6- Le secrétaire du parti de la province Ren Zhongyi en difficulté-Harbin 26 août 1966

(JL) Cette photo iconique d’août 1966 d’une séance de « lutte publique », je la considère comme l’image déterminante de la Révolution Culturelle dans l’histoire universelle de la photographie. Combien de fois avez-vous photographié ces séances de lutte publique ? Il semble que vous ayez soigneusement choisi l’angle approprié ; dans ce plan rapproché la composition bien équilibrée nous plonge visuellement dans le feu de l’action. Le chapeau de cancre surdimensionné traçant une diagonale depuis les bannières du coin supérieur gauche jusqu’à la foule hystérique qui hurlait des slogans du coin inférieur droit, dont les poings levés semblent tenir la pointe du chapeau de papier. Le sujet de la lutte publique, courbé en avant, était perché de façon précaire sur une chaise vacillante qui menaçait de s’écrouler à tout moment, ses mains semblaient attachées dans le dos. Le gros tambour placé dans le coin inférieur gauche nous fait entendre le ramdam des rugissements, les fureurs tonitruantes. Les nuages sombres qui s’accumulent au-dessus de la foule apparaissent comme annonciateurs de mauvais augure.
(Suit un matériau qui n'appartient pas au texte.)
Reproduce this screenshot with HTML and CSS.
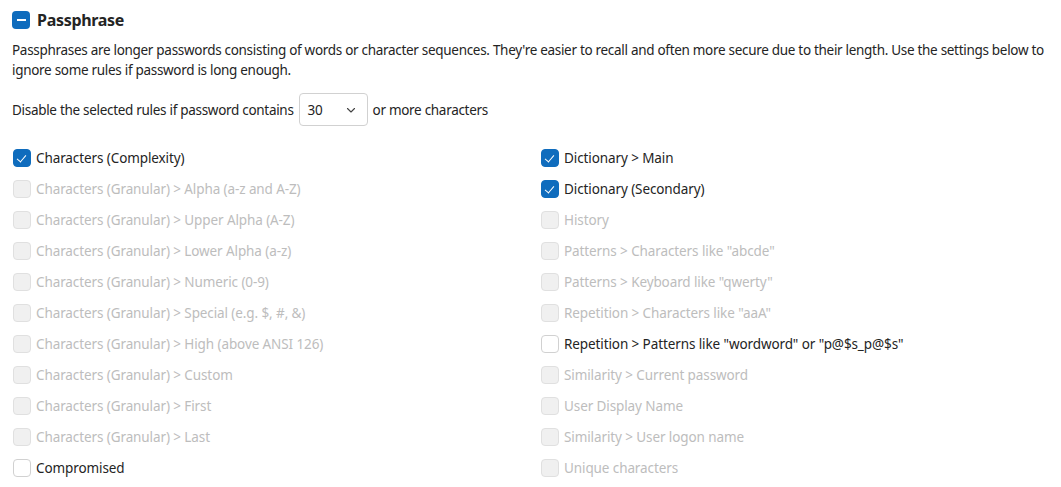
FILE: index.html
```html
<!DOCTYPE html>
<html>
<head>
  <title>Passphrase</title>
  <link rel="stylesheet" href="styles.css">
</head>
<body>
  <section class="policy">
    <div class="policy-head">
      <span class="toggle"><span class="toggle-bar"></span></span>
      <h2>Passphrase</h2>
    </div>
    <p class="policy-desc">Passphrases are longer passwords consisting of words or character sequences. They're easier to recall and often more secure due to their length. Use the settings below to ignore some rules if password is long enough.</p>

    <div class="threshold">
      <span>Disable the selected rules if password contains</span>
      <div class="dropdown">
        <span>30</span>
        <svg width="12" height="12" viewBox="0 0 12 12"><path d="M2.5 4.5 L6 8 L9.5 4.5" fill="none" stroke="#424242" stroke-width="1.1" stroke-linecap="round" stroke-linejoin="round"/></svg>
      </div>
      <span>or more characters</span>
    </div>

    <div class="rules">
      <div class="rule-col">
        <label class="rule checked"><span class="box"></span>Characters (Complexity)</label>
        <label class="rule disabled"><span class="box"></span>Characters (Granular) &gt; Alpha (a-z and A-Z)</label>
        <label class="rule disabled"><span class="box"></span>Characters (Granular) &gt; Upper Alpha (A-Z)</label>
        <label class="rule disabled"><span class="box"></span>Characters (Granular) &gt; Lower Alpha (a-z)</label>
        <label class="rule disabled"><span class="box"></span>Characters (Granular) &gt; Numeric (0-9)</label>
        <label class="rule disabled"><span class="box"></span>Characters (Granular) &gt; Special (e.g. $, #, &amp;)</label>
        <label class="rule disabled"><span class="box"></span>Characters (Granular) &gt; High (above ANSI 126)</label>
        <label class="rule disabled"><span class="box"></span>Characters (Granular) &gt; Custom</label>
        <label class="rule disabled"><span class="box"></span>Characters (Granular) &gt; First</label>
        <label class="rule disabled"><span class="box"></span>Characters (Granular) &gt; Last</label>
        <label class="rule"><span class="box"></span>Compromised</label>
      </div>
      <div class="rule-col">
        <label class="rule checked"><span class="box"></span>Dictionary &gt; Main</label>
        <label class="rule checked"><span class="box"></span>Dictionary (Secondary)</label>
        <label class="rule disabled"><span class="box"></span>History</label>
        <label class="rule disabled"><span class="box"></span>Patterns &gt; Characters like "abcde"</label>
        <label class="rule disabled"><span class="box"></span>Patterns &gt; Keyboard like "qwerty"</label>
        <label class="rule disabled"><span class="box"></span>Repetition &gt; Characters like "aaA"</label>
        <label class="rule"><span class="box"></span>Repetition &gt; Patterns like "wordword" or "p@$s_p@$s"</label>
        <label class="rule disabled"><span class="box"></span>Similarity &gt; Current password</label>
        <label class="rule disabled"><span class="box"></span>User Display Name</label>
        <label class="rule disabled"><span class="box"></span>Similarity &gt; User logon name</label>
        <label class="rule disabled"><span class="box"></span>Unique characters</label>
      </div>
    </div>
  </section>
</body>
</html>
```

FILE: styles.css
```css
body {
  font-family: 'Noto Sans', 'Open Sans', sans-serif;
  font-size: 13.5px;
  letter-spacing: -0.3px;
  color: #242424;
  background-color: #fff;
  margin: 0;
  padding: 10px 12px;
}

.policy-head {
  display: flex;
  align-items: center;
  gap: 7px;
  height: 20px;
}

.toggle {
  width: 18px;
  height: 18px;
  border-radius: 4px;
  background-color: #0f6cbd;
  display: flex;
  align-items: center;
  justify-content: center;
}

.toggle-bar {
  width: 9px;
  height: 1.5px;
  background-color: #fff;
}

.policy-head h2 {
  font-size: 16px;
  font-weight: 700;
  margin: 0;
}

.policy-desc {
  margin: 10px 0 0;
  line-height: 20px;
}

.threshold {
  display: flex;
  align-items: center;
  gap: 5px;
  margin-top: 13px;
}

.dropdown {
  width: 69px;
  height: 33px;
  box-sizing: border-box;
  border: 1px solid #d1d1d1;
  border-radius: 4px;
  padding: 0 10px 0 8px;
  display: flex;
  align-items: center;
  justify-content: space-between;
}

.rules {
  display: grid;
  grid-template-columns: 528px 1fr;
  margin-top: 16px;
  letter-spacing: -0.1px;
}

.rule-col {
  display: flex;
  flex-direction: column;
}

.rule {
  display: flex;
  align-items: center;
  gap: 5px;
  height: 31px;
}

.box {
  width: 18px;
  height: 18px;
  box-sizing: border-box;
  border: 1px solid #d1d1d1;
  border-radius: 4px;
  margin-left: 1px;
  position: relative;
}

.rule.checked .box {
  background-color: #0f6cbd;
  border-color: #0f6cbd;
}

.rule.checked .box::after {
  content: "";
  position: absolute;
  left: 5px;
  top: 3px;
  width: 4px;
  height: 8px;
  border: solid #fff;
  border-width: 0 1.2px 1.2px 0;
  transform: rotate(40deg);
}

.rule.disabled {
  color: #bdbdbd;
}

.rule.disabled .box {
  background-color: #f0f0f0;
  border-color: #e0e0e0;
}
```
(LZS) Je n’oublierai jamais la scène tragique que j’ai photographiée de la lutte publique du secrétaire du Parti de Heilongjiang, Ren Zhongyi. Alors que des centaines de milliers de personnes étaient rassemblés dans le stade du peuple, les Gardes Rouges défilaient sur la scène et dénonçaient les crimes présumés de « ceux qui étaient au pouvoir mais qui empruntaient la voie capitaliste ». Ren Zhongyi a été trainé par deux gros gars devant la foule en délire, qui rugissaient de colère : « A bas Ren Zhongyi ! ». Ils ont préparé une grande affiche et un chapeau d’âne en papier avec les mots « Elément Noir Ren Zhongyi » calligraphiés dessus. Puis ils ont essayé de mettre sur sa tête ce chapeau de papier de plus d’un mètre de long, mais l’ouverture était trop étroite et le chapeau a été déchiré, alors les Gardes Rouges ont attaché une ficelle au chapeau de cancre et ont forcé Ren Zhongyi à tenir la ficelle de ses mains liées dans le dos. D’autres Gardes Rouges sont allés chercher une bassine d’encre noire puante et ont jeté le liquide directement sur son visage. L’encre coulait sur sa bouche et son nez, dégoulinant jusque sur le sol en béton. Un autre a sorti un pinceau pour écrire sur sa chemise blanche « A bas l’élément noir Ren! » Finalement, quelqu’un a ramassé le pot d’encre restant et a versé le tout dans le cou de Ren, j’ai vu l’encre s’écouler sur ses hanches, ses jambes et ses pieds, s’infiltrant à travers le pantalon gris-bleu laissant une trace visible à l’intérieur. Je l’ai photographié avec une pellicule en noir et blanc, et sur le tirage imprimé, il était impossible de dire s’il s’agissait d’encre, de sang ou de larmes.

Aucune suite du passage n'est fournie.